Doch zurück zum Vater-Kind-Wochenend-Camp: Die Lehre, die wir mit in Alltag nehmen konnten, ist weniger zu meckern und zurechtzuweisen und mehr Zutrauen in die Problemlösungsfähigkeiten unserer Kinder generell zu haben. Turbulenter Straßenverkehr, plötzlich hat man sich verlaufen oder jemand kippt um und das Kind muss Hilfe organisieren: Verzwickte Situationen zu lösen, werden eher nicht Kinder aus dem in Hinsicht auf Selbständigkeit dysfunktionalen Familien-„Kokon“ schaffen. Der Schlüssel liegt also im frühen, d.h. altersadäquaten „Auswildern“ – für mehr Freiheit und Spaß in der Kindheit und ein sichereres Gefühl aller beim ersten London-Trip des Sprösslings.

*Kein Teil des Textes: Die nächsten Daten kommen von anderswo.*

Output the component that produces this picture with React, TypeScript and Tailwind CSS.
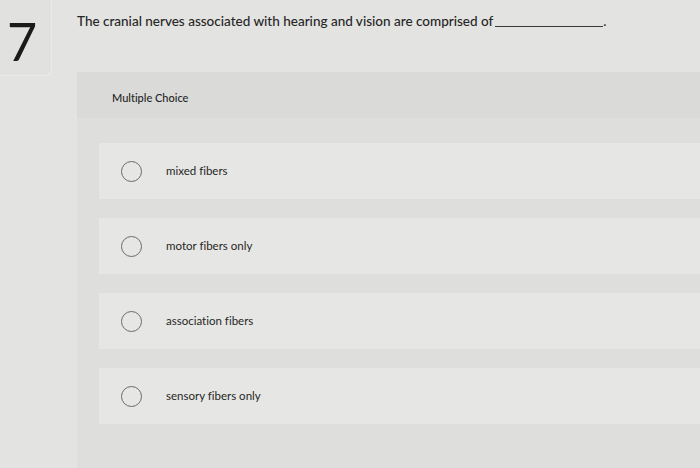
import React from 'react'

const options = ['mixed fibers', 'motor fibers only', 'association fibers', 'sensory fibers only']

const App = () => {
  return (
    <div
      className="w-[700px] h-[468px] overflow-hidden bg-[#e3e3e1] text-[#262626] flex [font-variant-ligatures:none]"
      style={{ fontFamily: 'Lato, "Noto Sans", sans-serif' }}
    >
      {/* Question number */}
      <div className="w-[77px] shrink-0">
        <div className="w-[52px] h-[76px] bg-[#e1e1df] border-r border-b border-[#ebebe9] rounded-br-md pl-[7px] pt-[15px]">
          <span className="text-[52px] leading-none font-normal text-[#1a1a1a]">7</span>
        </div>
      </div>

      <div className="flex-1 flex flex-col">
        {/* Question */}
        <div className="h-[72px] pt-[11px] text-[13.5px] font-medium flex items-start">
          <span>The cranial nerves associated with hearing and vision are comprised of</span>
          <span className="inline-block w-[108px] border-b border-[#3a3a3a] h-[16px] ml-[2px]" />
          <span>.</span>
        </div>

        {/* Multiple choice panel */}
        <div className="flex-1 bg-[#dededc] flex flex-col">
          <div className="h-[46px] bg-[#dadad8] pl-[35px] flex items-center text-[11px] font-medium pt-[6px]">
            Multiple Choice
          </div>
          <div className="flex flex-col gap-[19px] pt-[25px] pl-[22px]">
            {options.map((o) => (
              <div key={o} className="h-[56px] bg-[#e6e6e4] flex items-center pl-[22px]">
                <span className="w-[21px] h-[21px] rounded-full border border-[#6a6a6a] shrink-0" />
                <span className="ml-[24px] text-[11.5px]">{o}</span>
              </div>
            ))}
          </div>
        </div>
      </div>
    </div>
  )
}

export default App
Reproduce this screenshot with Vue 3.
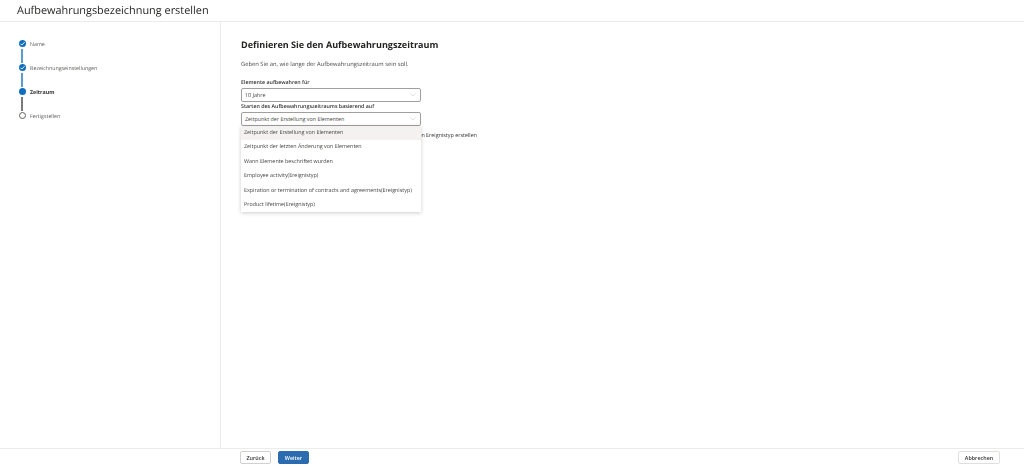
<template>
  <div class="wizard">
    <header class="top">
      <h1>Aufbewahrungsbezeichnung erstellen</h1>
    </header>

    <div class="middle">
      <aside class="side">
        <div v-for="(step, i) in steps" :key="step.label" class="step" :class="step.state">
          <div class="marker">
            <span class="dot">
              <svg v-if="step.state === 'done'" viewBox="0 0 8 8" width="7" height="7">
                <path d="M1.7 4.2 L3.3 5.8 L6.4 2.4" fill="none" stroke="#fff" stroke-width="1" />
              </svg>
            </span>
            <span v-if="i < steps.length - 1" class="line"></span>
          </div>
          <span class="step-label">{{ step.label }}</span>
        </div>
      </aside>

      <main class="content">
        <h2>Definieren Sie den Aufbewahrungszeitraum</h2>
        <p class="intro">Geben Sie an, wie lange der Aufbewahrungszeitraum sein soll.</p>

        <label class="field-label first">Elemente aufbewahren für</label>
        <div class="select">
          <span>10 Jahre</span>
          <svg class="chev" viewBox="0 0 8 5" width="6" height="4"><path d="M0.5 0.5 L4 4 L7.5 0.5" fill="none" stroke="#c4c4c4" stroke-width="0.8" /></svg>
        </div>

        <label class="field-label">Starten des Aufbewahrungszeitraums basierend auf</label>
        <div class="select-wrap">
          <div class="select">
            <span>Zeitpunkt der Erstellung von Elementen</span>
            <svg class="chev" viewBox="0 0 8 5" width="6" height="4"><path d="M0.5 0.5 L4 4 L7.5 0.5" fill="none" stroke="#c4c4c4" stroke-width="0.8" /></svg>
          </div>
          <ul class="menu">
            <li v-for="(opt, i) in options" :key="opt" :class="{ active: i === 0 }">{{ opt }}</li>
          </ul>
          <div class="behind">Neuen Ereignistyp erstellen</div>
        </div>
      </main>
    </div>

    <footer class="bottom">
      <div class="nav">
        <button class="btn">Zurück</button>
        <button class="btn primary">Weiter</button>
      </div>
      <button class="btn cancel">Abbrechen</button>
    </footer>
  </div>
</template>

<script setup>
const steps = [
  { label: 'Name', state: 'done' },
  { label: 'Bezeichnungseinstellungen', state: 'done' },
  { label: 'Zeitraum', state: 'current' },
  { label: 'Fertigstellen', state: 'todo' }
]

const options = [
  'Zeitpunkt der Erstellung von Elementen',
  'Zeitpunkt der letzten Änderung von Elementen',
  'Wann Elemente beschriftet wurden',
  'Employee activity(Ereignistyp)',
  'Expiration or termination of contracts and agreements(Ereignistyp)',
  'Product lifetime(Ereignistyp)'
]
</script>

<style>
html, body { margin: 0; background: #fff; }
</style>

<style scoped>
.wizard {
  width: 1024px;
  height: 467px;
  display: flex;
  flex-direction: column;
  font-family: "Open Sans", sans-serif;
  text-rendering: geometricPrecision;
  color: #323130;
  overflow: hidden;
  filter: blur(0.3px);
}

.top {
  height: 22px;
  flex: none;
  box-sizing: border-box;
  border-bottom: 1px solid #edebe9;
  padding-left: 17px;
}

.top h1 {
  margin: 0;
  font-size: 10.9px;
  line-height: 21px;
  font-weight: 500;
  color: #252423;
}

.middle {
  flex: 1;
  display: flex;
  min-height: 0;
}

.side {
  width: 221px;
  flex: none;
  box-sizing: border-box;
  border-right: 1px solid #edebe9;
  padding: 18px 0 0 18px;
}

.step {
  display: flex;
  height: 24px;
  font-size: 5.3px;
  color: #605e5c;
}

.marker {
  width: 8px;
  display: flex;
  flex-direction: column;
  align-items: center;
  margin-right: 4px;
}

.dot {
  width: 7px;
  height: 7px;
  flex: none;
  box-sizing: border-box;
  border-radius: 50%;
  background: #106ebe;
  display: flex;
  align-items: center;
  justify-content: center;
}

.line {
  width: 1.5px;
  height: 14px;
  margin-top: 2px;
  background: #5b9bd5;
}

.step.current .line {
  background: #7a7a7a;
}

.step.todo .dot {
  background: #fff;
  border: 1px solid #605e5c;
}

.step-label {
  line-height: 8px;
}

.step.current .step-label {
  font-weight: 700;
  color: #323130;
}

.content {
  padding: 16px 0 0 20px;
  flex: 1;
}

.content h2 {
  margin: 0;
  font-size: 9.05px;
  line-height: 13px;
  font-weight: 700;
  color: #252423;
}

.intro {
  margin: 9px 0 0;
  font-size: 5.8px;
  line-height: 9px;
  color: #4a4846;
}

.field-label {
  display: block;
  font-size: 5.3px;
  line-height: 9px;
  font-weight: 600;
  color: #323130;
  margin-bottom: 1px;
}

.field-label.first {
  margin-top: 9px;
}

.select {
  width: 180px;
  height: 14px;
  box-sizing: border-box;
  border: 1px solid #a19f9d;
  border-radius: 2px;
  padding: 0 3px;
  display: flex;
  align-items: center;
  justify-content: space-between;
  font-size: 5.4px;
  color: #484644;
  background: #fff;
}

.chev {
  margin-right: 1px;
}

.select-wrap {
  position: relative;
}

.menu {
  position: absolute;
  top: 14px;
  left: 0;
  width: 180px;
  margin: 0;
  padding: 0;
  list-style: none;
  background: #fff;
  box-shadow: 0 1px 4px rgba(0, 0, 0, 0.2);
  z-index: 2;
}

.menu li {
  height: 14.4px;
  line-height: 13.6px;
  padding-left: 3px;
  font-size: 5.4px;
  white-space: nowrap;
  color: #484644;
}

.menu li.active {
  background: #f3f2f1;
}

.behind {
  margin-top: 5px;
  padding-left: 167px;
  font-size: 5.4px;
  line-height: 9px;
  white-space: nowrap;
}

.bottom {
  height: 19px;
  flex: none;
  box-sizing: border-box;
  border-top: 1px solid #edebe9;
  display: flex;
  justify-content: space-between;
  align-items: flex-start;
  padding: 2px 24px 0 240px;
}

.nav {
  display: flex;
  gap: 7px;
}

.btn {
  height: 13px;
  padding: 0;
  width: 31px;
  box-sizing: border-box;
  border: 1px solid #d2d0ce;
  border-radius: 2px;
  background: #fff;
  color: #323130;
  font-family: inherit;
  font-size: 5.4px;
  font-weight: 600;
}

.btn.primary {
  background: #2b6cb0;
  border-color: #2b6cb0;
  color: #fff;
}

.btn.cancel {
  width: 42px;
  border-color: #e1dfdd;
}
</style>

Es bedeutet aber auch, dass es Väter braucht, die nicht nur physisch anwesend, sondern auch aktiv in der Erziehung tätig sind und sich die eigenen, wilderen Maßstäbe nicht madig machen lassen. Beim Camping ist es nicht so wichtig, ob der Lieblingspulli ein bisschen schmutzig ist. Wichtig ist, dass der Lieblingspulli draußen wärmt und einem ein gutes Gefühl gibt. Also Männer und Väter: Seid wilder habt den Mut, dafür auch Akzeptanz von der Partnerin einzufordern. Und, liebe Mütter, macht ihr euch nicht soviel Gedanken. Auch Mädchen müssen ihre wilden Seiten entdecken und ausleben können, also habt mehr Zutrauen: Der Papa macht das nämlich schon.